The food sector has a massive part to play in this. One-third of global emissions and 75% of global deforestation comes from food. Almost 40% of the food we make is wasted, yet nearly a billion people on the planet go to bed hungry.

It’s never been more important for us as an industry to address the critical issues of climate, food security and what comes as a consequence: poverty. Failure to act means our most vulnerable people suffer first. This cannot be right, and it is our responsibility to ensure we leave the right legacy, where the next generation is better and more prosperous than this one.

That’s why I want my businesses to operate in a way that is better for all, not just for our bottom line. To put it bluntly, what’s the point of a bottom line without a functioning society to go with it?

It’s for all my colleagues, their families, and their wider communities. It is for our customers and suppliers and in turn their millions of customers.

Our ‘Better For All’ plan is not just a sustainability strategy. It’s a different way of operating and being honest about the areas where we need to do better. The first question we will ask is: in our supply chain, investments, procurement and products, are we acting sustainably?

We’ve launched this plan internally and we will embed stretching but realistic KPIs in key areas, which every colleague in our business will play a part in achieving.

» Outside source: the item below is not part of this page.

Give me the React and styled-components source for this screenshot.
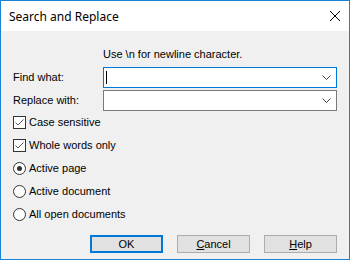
import React, { useState } from "react";
import styled, { createGlobalStyle } from "styled-components";

const GlobalStyle = createGlobalStyle`
html, body {
  margin: 0;
  padding: 0;
  background: #ffffff;
}
`;

const Window = styled.div`
box-sizing: border-box;
width: 350px;
height: 260px;
border: 1px solid #1883d7;
background: #f0f0f0;
display: flex;
flex-direction: column;
font-family: "Liberation Sans", Arial, sans-serif;
font-size: 11px;
color: #000;
`;

const TitleBar = styled.div`
height: 30px;
background: #ffffff;
display: flex;
align-items: center;
justify-content: space-between;
padding: 0 9px 0 8px;
`;

const Title = styled.div`
font-family: "Noto Sans", "Open Sans", sans-serif;
font-size: 12px;
color: #000;
`;

const CloseButton = styled.div`
width: 10px;
height: 10px;
display: flex;
`;

const Body = styled.div`
flex: 1;
display: flex;
flex-direction: column;
padding: 17px 12px 0 12px;
`;

const Note = styled.div`
line-height: 13px;
margin-left: 90px;
margin-bottom: 6px;
`;

const FieldGrid = styled.div`
display: grid;
grid-template-columns: 90px 1fr;
row-gap: 2px;
align-items: center;
margin-bottom: 5px;
`;

const Label = styled.label`
line-height: 13px;
`;

const Combo = styled.div`
box-sizing: border-box;
height: 21px;
background: #fff;
border: 1px solid ${p => (p.focused ? "#0078d7" : "#7a7a7a")};
display: flex;
align-items: center;
padding: 0 5px 0 2px;
`;

const Caret = styled.span`
width: 1px;
height: 13px;
background: #000;
flex: none;
`;

const ComboInput = styled.input`
flex: 1;
min-width: 0;
border: none;
outline: none;
background: transparent;
padding: 0;
font-family: inherit;
font-size: 11px;
caret-color: transparent;
`;

const Options = styled.div`
display: flex;
flex-direction: column;
gap: 10px;
`;

const OptionRow = styled.label`
display: flex;
align-items: center;
height: 13px;
gap: 3px;
line-height: 13px;
`;

const Box = styled.span`
box-sizing: border-box;
width: 13px;
height: 13px;
border: 1px solid #333;
background: #fff;
display: flex;
align-items: center;
justify-content: center;
`;

const Radio = styled.span`
box-sizing: border-box;
width: 13px;
height: 13px;
border: 1px solid #333;
border-radius: 50%;
background: #fff;
display: flex;
align-items: center;
justify-content: center;
&::after {
  content: "";
  width: 5px;
  height: 5px;
  border-radius: 50%;
  background: ${p => (p.checked ? "#333" : "transparent")};
}
`;

const ButtonRow = styled.div`
display: flex;
justify-content: flex-end;
gap: 14px;
margin-top: 14px;
`;

const Button = styled.button`
box-sizing: border-box;
width: 73px;
height: 18px;
padding: 0;
background: #e1e1e1;
border: ${p => (p.primary ? "2px solid #0078d7" : "1px solid #adadad")};
font-family: inherit;
font-size: 11px;
color: #000;
line-height: 14px;
u {
  text-decoration: underline;
}
`;

const Check = () => (
  <svg width="11" height="11" viewBox="0 0 11 11">
    <path d="M1.5 5.5 L4 8 L9.5 2.5" fill="none" stroke="#555" strokeWidth="1" />
  </svg>
);

const Chevron = () => (
  <svg width="9" height="5" viewBox="0 0 9 5">
    <path d="M0.5 0.5 L4.5 4.5 L8.5 0.5" fill="none" stroke="#444" strokeWidth="1" />
  </svg>
);

const App = () => {
  const [find, setFind] = useState("");
  const [replace, setReplace] = useState("");
  const [scope, setScope] = useState("page");

  const scopes = [
    { key: "page", label: "Active page" },
    { key: "doc", label: "Active document" },
    { key: "all", label: "All open documents" },
  ];

  return (
    <>
      <GlobalStyle />
      <Window>
        <TitleBar>
          <Title>Search and Replace</Title>
          <CloseButton>
            <svg width="10" height="10" viewBox="0 0 10 10">
              <path d="M0 0 L10 10 M10 0 L0 10" stroke="#000" strokeWidth="1" />
            </svg>
          </CloseButton>
        </TitleBar>
        <Body>
          <Note>Use \n for newline character.</Note>
          <FieldGrid>
            <Label htmlFor="findWhat">Find what:</Label>
            <Combo focused>
              {find === "" && <Caret />}
              <ComboInput id="findWhat" value={find} onChange={e => setFind(e.target.value)} />
              <Chevron />
            </Combo>
            <Label htmlFor="replaceWith">Replace with:</Label>
            <Combo>
              <ComboInput id="replaceWith" value={replace} onChange={e => setReplace(e.target.value)} />
              <Chevron />
            </Combo>
          </FieldGrid>
          <Options>
            <OptionRow>
              <Box><Check /></Box>
              Case sensitive
            </OptionRow>
            <OptionRow>
              <Box><Check /></Box>
              Whole words only
            </OptionRow>
            {scopes.map(s => (
              <OptionRow key={s.key} onClick={() => setScope(s.key)}>
                <Radio checked={scope === s.key} />
                {s.label}
              </OptionRow>
            ))}
          </Options>
          <ButtonRow>
            <Button primary>OK</Button>
            <Button><u>C</u>ancel</Button>
            <Button><u>H</u>elp</Button>
          </ButtonRow>
        </Body>
      </Window>
    </>
  );
};

export default App;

We have a massive opportunity – and responsibility – to collaborate with the food manufacturing and retail industries to do more, to shift sustainable consumption from the periphery of the food system to the centre of it.

It’s not enough to simply minimise our environmental impact or set lofty sustainability goals. We must tackle challenges head-on to help shape the food system of the future and make it fair, plentiful and resilient. One that works for everyone. One that is Better For All.